Anything Australia does in Papua New Guinea nowadays seems to be solely based on its own best interests, not on the best interests of Papua New Guinea and certainly not on the best interests of Papua New Guinea’s people.

This is perhaps best illustrated by the way the Manus deal has been subverted from a short term helping hand into a long term, out of sight, out of mind, disaster.

As we all know, the driving force of the great colonial era was based on trading and military advantage.

I think that in the last few years Australia’s relationship with Papua New Guinea has regressed to a colonial mentality.

When I see the latest outrage committed by the government of Papua New Guinea I think of the impact on my friends.

Australia, on the other hand, thinks of the impact in a political sense. It works out the impacts of either ignoring it or saying something that it hopes will pull the Papua New Guinean government back into line with its own geo-political priorities.

Papua New Guinea’s apparently blasé approach to China is one such example.
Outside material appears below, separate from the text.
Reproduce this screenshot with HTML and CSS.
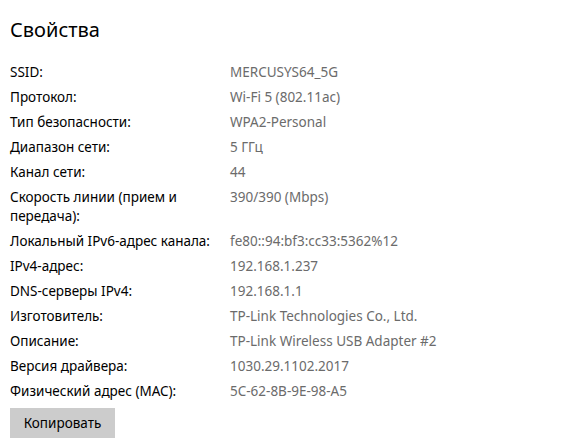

Australia, under the heavy influence of the USA, is very wary of China and when Papua New Guinea courts another outrageous tied loan with China it gets worried, not for Papua New Guinea but for its own political interests.

This shouldn’t be happening. We should not be regarding Papua New Guinea solely as a business partner or pawn in the greater Asia-Pacific pond.

We should be regarding Papua New Guinea as our friend and now that the colonial era is over, our equal friend.

Richard Moore has made a wholly sensible suggestion that Australia should divide its aid budget into two components, one to deal with geo-political and economic interests and the other to deal with humanitarian issues, in short, to sensibly separate our friendships from our business and political interests.

This won’t work under our current government because they don’t seem to be able to differentiate between friends and someone you manipulate for your own advantage.

Whether our alternative government is any different will be interesting to see.